Apr 22, 2024, 10:44 AM

Seattle Mariners Cal Raleigh Josh Rojas Jonatan Clase Mitch Garver...

The Seattle Mariners celebrate scoring three runs on April 20, 2024. (Dustin Bradford/Getty Images)

(Dustin Bradford/Getty Images)

The answer from Seattle Mariners catcher Cal Raleigh was telling.

After he went 4 for 4 with a home run and a walk Saturday night in a 7-0 win in Colorado, Raleigh was the natural choice for the walk-off interview on the Mariners Radio Network broadcast. In his previous 11 games, he had recorded just seven hits. If this was a breakout game, the question was what he had done to change things. Was there extra time put in the batting cages with the hitting coaches? Was an adjustment at the plate made?

According to Raleigh, the fix was far greater than a tweak with his mechanics.

“No, I think it’s just doubling down on the game plan,” he said. “I think we could stray two different ways. We could abandon ship or we can really double down and try to do what we need to do to win games and change the culture. And I think we did a great job today of committing to our plan again and being stubborn to what we’re trying to do at the plate. And it’s a team thing, it’s not an individual thing.”
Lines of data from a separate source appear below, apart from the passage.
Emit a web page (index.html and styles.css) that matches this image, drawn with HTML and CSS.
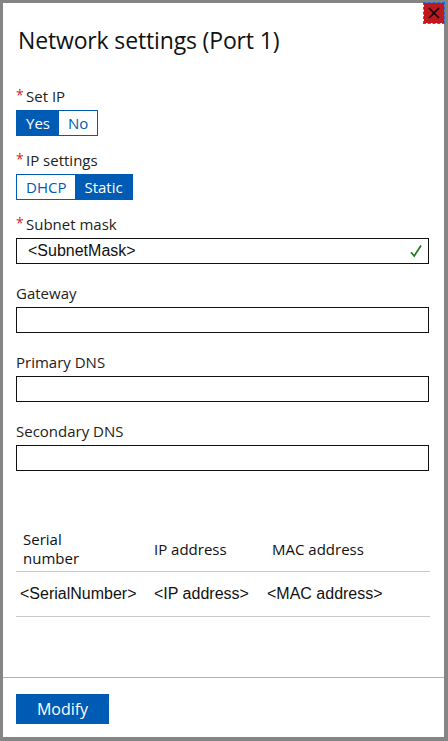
FILE: index.html
```html
<!DOCTYPE html>
<html lang="en">
<head>
<meta charset="utf-8">
<title>Network settings (Port 1)</title>
<link rel="stylesheet" href="styles.css">
</head>
<body>
<div class="dialog">
  <button class="close" aria-label="Close">
    <svg width="12" height="12" viewBox="0 0 12 12"><path d="M1 1 L11 11 M11 1 L1 11" stroke="#000" stroke-width="1.6" fill="none"/></svg>
  </button>
  <div class="content">
    <h1 class="title">Network settings (Port 1)</h1>

    <div class="field field-toggle">
      <div class="label"><span class="req">*</span>Set IP</div>
      <div class="toggle">
        <span class="opt on">Yes</span><span class="opt">No</span>
      </div>
    </div>

    <div class="field field-toggle">
      <div class="label"><span class="req">*</span>IP settings</div>
      <div class="toggle">
        <span class="opt">DHCP</span><span class="opt on">Static</span>
      </div>
    </div>

    <div class="field field-input">
      <div class="label"><span class="req">*</span>Subnet mask</div>
      <div class="input">
        <span class="value">&lt;SubnetMask&gt;</span>
        <svg class="check" width="12" height="14" viewBox="0 0 12 14"><path d="M1 8.2 L4.2 12 L11 1.5" stroke="#1e7d1e" stroke-width="1.7" fill="none"/></svg>
      </div>
    </div>

    <div class="field field-input">
      <div class="label">Gateway</div>
      <div class="input"></div>
    </div>

    <div class="field field-input">
      <div class="label">Primary DNS</div>
      <div class="input"></div>
    </div>

    <div class="field field-input">
      <div class="label">Secondary DNS</div>
      <div class="input"></div>
    </div>

    <div class="table">
      <div class="row head">
        <div class="cell c1"><span class="wrap">Serial number</span></div>
        <div class="cell c2">IP address</div>
        <div class="cell c3">MAC address</div>
      </div>
      <div class="row data">
        <div class="cell c1">&lt;SerialNumber&gt;</div>
        <div class="cell c2">&lt;IP address&gt;</div>
        <div class="cell c3">&lt;MAC address&gt;</div>
      </div>
    </div>
  </div>
  <div class="footer">
    <button class="primary">Modify</button>
  </div>
</div>
</body>
</html>
```
FILE: styles.css
```css
html, body {
  margin: 0;
  padding: 0;
  background: #fff;
}

body {
  font-family: "Open Sans", "Noto Sans", sans-serif;
  color: #1b1b1b;
}

.dialog {
  position: relative;
  width: 448px;
  height: 741px;
  box-sizing: border-box;
  border-style: solid;
  border-color: #858585;
  border-width: 3px 4px 4px 3px;
  display: flex;
  flex-direction: column;
  background: #fff;
}

.close {
  position: absolute;
  top: 0;
  right: 0;
  width: 20px;
  height: 20px;
  padding: 0;
  border: 0;
  background: #c1171f;
  outline: 1px dashed #1f6fd6;
  display: flex;
  align-items: center;
  justify-content: center;
}

.content {
  flex: 1;
  padding: 22px 15px 0 13px;
}

.title {
  margin: 0 0 31px 2px;
  font-size: 23px;
  line-height: 30px;
  font-weight: 400;
  color: #111;
  letter-spacing: -0.15px;
}

.field {
  display: flex;
  flex-direction: column;
  gap: 4px;
}

.field-toggle {
  margin-bottom: 14px;
}

.field-input {
  margin-bottom: 19px;
}

.label {
  font-size: 15px;
  line-height: 20px;
  height: 20px;
  color: #222;
  display: flex;
  align-items: center;
}

.req {
  color: #e01b1b;
  font-size: 14px;
  width: 10px;
  align-self: flex-start;
  line-height: 18px;
}

.toggle {
  display: flex;
  align-self: flex-start;
  height: 26px;
  box-sizing: border-box;
  border: 1px solid #005bb5;
}

.opt {
  padding: 0 9px;
  font-size: 15px;
  line-height: 24px;
  color: #005bb5;
  background: #fff;
}

.opt.on {
  background: #005bb5;
  color: #fff;
}

.input {
  height: 26px;
  box-sizing: border-box;
  border: 1px solid #111;
  display: flex;
  align-items: center;
  justify-content: space-between;
  padding: 0 6px 0 11px;
}

.value {
  font-family: "Liberation Sans", Arial, sans-serif;
  font-size: 16px;
  color: #111;
}

.table {
  margin-top: 56px;
  margin-right: -1px;
}

.row {
  display: grid;
  grid-template-columns: 132px 114px 1fr;
  align-items: center;
  border-bottom: 1px solid #c8c8c8;
}

.row.head {
  height: 44px;
  font-size: 15px;
  line-height: 19px;
  color: #111;
}

.row.head .c1 { padding-left: 7px; }
.row.head .c2 { padding-left: 6px; }
.row.head .c3 { padding-left: 10px; }

.wrap {
  display: block;
  width: 60px;
}

.row.data {
  height: 44px;
  font-family: "Liberation Sans", Arial, sans-serif;
  font-size: 16px;
  color: #111;
}

.row.data .c1 { padding-left: 4px; }
.row.data .c2 { padding-left: 6px; }
.row.data .c3 { padding-left: 5px; }

.footer {
  border-top: 1px solid #b3b3b3;
  padding: 16px 13px 13px;
}

.primary {
  width: 93px;
  height: 30px;
  border: 0;
  padding: 0;
  background: #005bb5;
  color: #fff;
  font-family: "Open Sans", "Noto Sans", sans-serif;
  font-size: 16px;
}
```
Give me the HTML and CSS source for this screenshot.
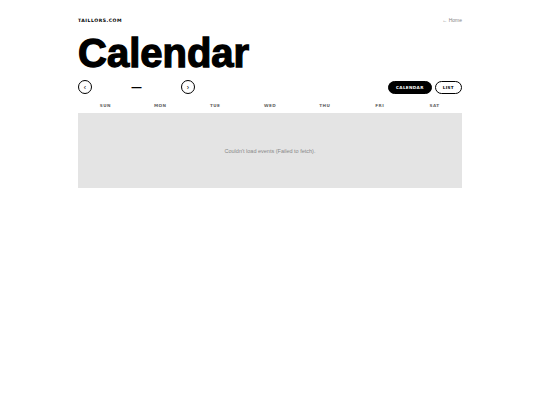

In other words, it was more of a team fix than a Raleigh fix. The plan he spoke of committing to was not just for the game that night but games each night, and doing so as a team, changing a culture. It was a plan that was understood and touted by many in spring training with the phrase “buy-in” perhaps the most prevalent over that month and a half. Yet when the club traveled north, the team approach and results that followed appeared to have been left behind.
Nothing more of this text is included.